Task material
_ _ _

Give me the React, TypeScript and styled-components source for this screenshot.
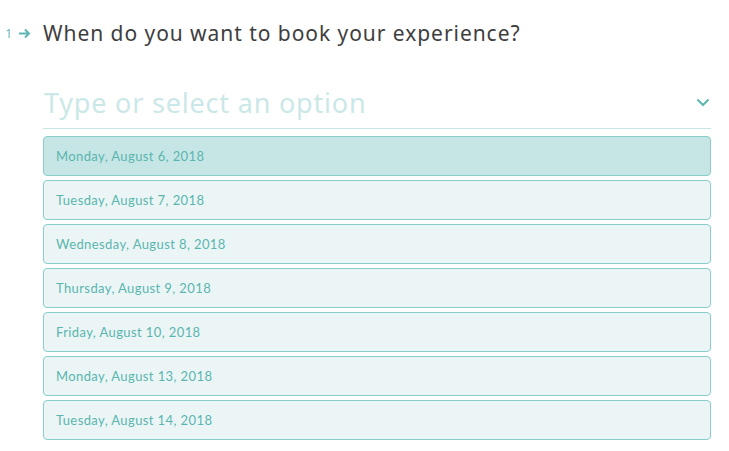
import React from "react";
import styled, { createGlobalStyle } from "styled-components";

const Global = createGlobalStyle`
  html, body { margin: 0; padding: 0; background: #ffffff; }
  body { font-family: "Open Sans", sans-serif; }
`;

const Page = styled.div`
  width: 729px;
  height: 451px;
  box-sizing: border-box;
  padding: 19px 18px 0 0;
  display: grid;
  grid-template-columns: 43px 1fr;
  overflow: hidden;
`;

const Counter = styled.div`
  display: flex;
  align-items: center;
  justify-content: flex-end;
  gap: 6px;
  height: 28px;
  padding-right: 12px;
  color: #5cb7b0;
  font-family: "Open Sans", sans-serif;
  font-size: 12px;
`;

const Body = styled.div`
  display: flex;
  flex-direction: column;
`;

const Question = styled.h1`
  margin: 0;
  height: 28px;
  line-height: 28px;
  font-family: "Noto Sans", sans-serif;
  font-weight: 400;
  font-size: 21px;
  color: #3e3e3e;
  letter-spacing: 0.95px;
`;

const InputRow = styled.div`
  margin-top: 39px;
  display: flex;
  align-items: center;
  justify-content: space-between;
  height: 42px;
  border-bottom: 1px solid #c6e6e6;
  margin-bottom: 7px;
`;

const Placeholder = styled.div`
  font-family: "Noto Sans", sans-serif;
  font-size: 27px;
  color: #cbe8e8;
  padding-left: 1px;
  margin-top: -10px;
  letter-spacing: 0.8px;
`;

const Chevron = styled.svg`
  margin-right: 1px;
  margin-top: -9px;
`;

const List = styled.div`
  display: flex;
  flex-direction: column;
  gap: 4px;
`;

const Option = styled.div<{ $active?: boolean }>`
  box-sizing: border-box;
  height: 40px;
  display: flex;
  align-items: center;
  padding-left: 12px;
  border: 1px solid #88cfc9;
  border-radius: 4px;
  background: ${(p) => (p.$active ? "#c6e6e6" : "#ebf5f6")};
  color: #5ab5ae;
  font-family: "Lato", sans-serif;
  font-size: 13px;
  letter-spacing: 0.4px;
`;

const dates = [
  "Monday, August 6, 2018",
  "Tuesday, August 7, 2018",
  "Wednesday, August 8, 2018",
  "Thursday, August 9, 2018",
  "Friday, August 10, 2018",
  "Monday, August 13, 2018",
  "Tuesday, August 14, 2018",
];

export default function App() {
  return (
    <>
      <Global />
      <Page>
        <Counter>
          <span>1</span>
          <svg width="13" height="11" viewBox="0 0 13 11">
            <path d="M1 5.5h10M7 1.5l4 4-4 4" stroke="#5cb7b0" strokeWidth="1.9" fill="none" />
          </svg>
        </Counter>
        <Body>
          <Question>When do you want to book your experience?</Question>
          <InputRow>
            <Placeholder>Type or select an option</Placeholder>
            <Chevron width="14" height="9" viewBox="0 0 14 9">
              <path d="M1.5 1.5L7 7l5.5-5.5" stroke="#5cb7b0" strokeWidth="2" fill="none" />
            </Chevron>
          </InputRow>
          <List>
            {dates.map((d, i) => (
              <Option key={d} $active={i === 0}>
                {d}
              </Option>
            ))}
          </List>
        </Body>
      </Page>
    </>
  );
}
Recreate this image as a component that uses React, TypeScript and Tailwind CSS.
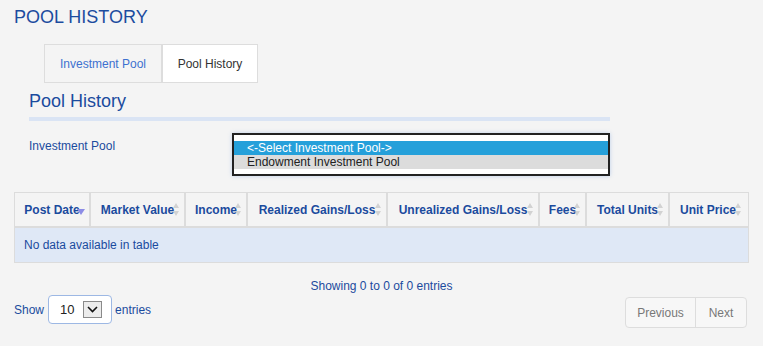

_ _ _

In the listing above, find each line with the word "styled" and copy it.

Give me the React, TypeScript and styled-components source for this screenshot.
import styled, { createGlobalStyle } from "styled-components";
const Page = styled.div`
const Counter = styled.div`
const Body = styled.div`
const Question = styled.h1`
const InputRow = styled.div`
const Placeholder = styled.div`
const Chevron = styled.svg`
const List = styled.div`
const Option = styled.div<{ $active?: boolean }>`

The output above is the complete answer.